The notion of a “savings glut” helps explain the ultra-low real interest rates we have seen since the global crisis of 2007-09. But the idea of “secular stagnation” suggests that this glut had emerged even before that. To explain why this was so, we must look at the behaviour of the corporate sector.
Where, then, do corporations fit into an analysis of the shifting balance between planned savings and investment? The answer starts with the fact that companies generate a huge proportion of investment. In the six largest high-income economies (the US, Japan, Germany, France, the UK and Italy), corporations accounted for between half and just over two-thirds of gross investment in 2013 (the lowest share being in Italy and the highest in Japan)
Because corporations are responsible for such a large share of investment, they are also, in aggregate, the largest users of available savings, but their own retained earnings are also a huge source of savings. Thus, in these countries, corporate profits generated between 40 per cent (in France) and 100 per cent (in Japan) of gross savings (including foreign savings) available to the economy.
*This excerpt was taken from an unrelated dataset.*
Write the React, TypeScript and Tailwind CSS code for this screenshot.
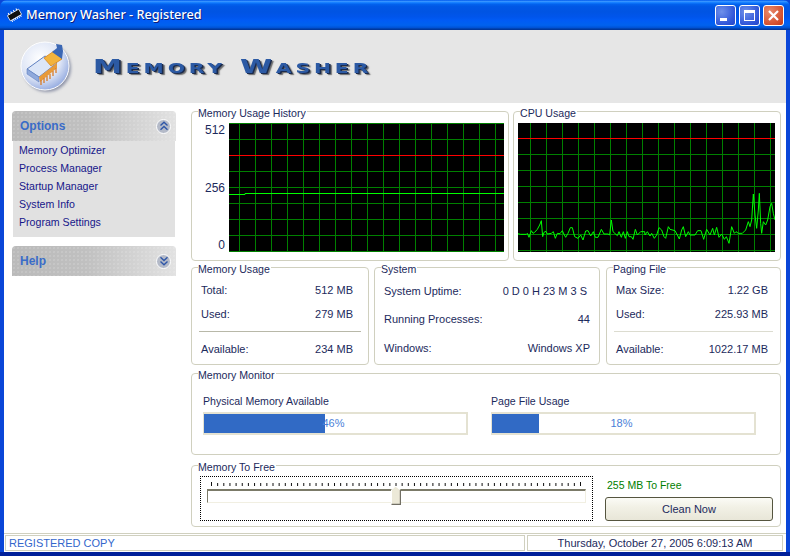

In a dynamic economy, one would expect corporations in aggregate to use the excess savings of other sectors, notably those of households — thereby generating both buoyant demand and growing supply. If investment is weak and profits strong, however, the corporate sector will, weirdly, become a net financer of the economy. The result will be a mixture of fiscal deficits, household financial deficits and current account surpluses (that is, capital account deficits). In Japan, fiscal deficits offset huge corporate surpluses. In Germany, a capital account deficit offsets corporate and household surpluses.
Since the crisis, the corporate sectors of the big high-income economies have run surpluses of savings over investment, with the exception of France. The surplus savings of Japanese corporations are, amazingly, close to 8 per cent of gross domestic product.
The corporate sectors have therefore contributed substantially to the savings glut. This is not just a post-crisis phenomenon. Even in the run-up to the crisis, corporate sectors ran surpluses in Japan, the UK, Germany (except in 2008) and the US (except in 2007 and 2008). A US Federal Reserve paper notes that the Great Recession has been partly responsible for these surpluses, but it adds that even in the half-decade before the crisis, rates of corporate investment “had fallen below levels that would have been predicted by models estimated in earlier years”.
The rise in the surplus of corporate savings over investment is driven by a combination of strong profits and weakening investment. This weakening of investment is both structural and cyclical. Moreover,the weakening is widespread. Nevertheless, Japan’s corporate savings glut is unique in scale. Any analysis of Japan’s economic challenges that does not start from this fact is essentially worthless.
It is also important not to confuse the excess of corporate savings over investment with the widely noticed accumulations of cash by many companies. Businesses can acquire cash not only by hoarding retained earnings but also by borrowing or by selling assets.
The observation that a structural surplus of savings over investment appears to have emerged in the corporate sectors of the big high-income countries is highly significant. It is significant for the growth of potential supply, since it reflects relatively feeble investment, but it is also significant for the shape of aggregate demand.
If the corporate sector runs a structural surplus of savings over investment, other sectors must run offsetting structural deficits. If the government is to be in financial balance, either households or foreigners must run these deficits. In the eurozone, this logic has led to huge current-account surpluses (a financial deficit for foreigners). For the UK and US, it is likely to mean renewed household deficits — a perilously destabilising possibility.
Why is corporate investment structurally weak? The ageing of societies is one reason: by slowing potential growth, it lowers the level of investment needed.
Globalisation is another: it motivates relocation of investment from the high-income countries. Another reason is technological innovation. Much investment today is in IT, whose price is collapsing: constant nominal investment finances rising real investment. Again, much innovation seems to reduce the need for capital: consider the substitution of warehouses for retail stores. Another explanation could be that management is not rewarded for investing.
Together, all this might explain why, to take the US example, the ratio of corporate investment to profits has declined substantially since 2000.
The behaviour of the corporate sector also raises important policy questions. Corporate taxation, for example should surely encourage both investment and the distribution of profits. The way to achieve these joint objectives could be through higher tax rates on retained earnings, together with full deductibility of both investment and dividends.
Beyond this, it has to be accepted that, so long as the corporate sector runs a structural financial surplus, macroeconomic balance is likely to require fiscal deficits. Moreover, if the corporate sector is unable to invest even its own savings, savings in the rest of the economy are bound to have a low marginal value. In such a world, both ultra-low real interest rates and high equity prices are not at all surprising. They are to be expected. So stop complaining.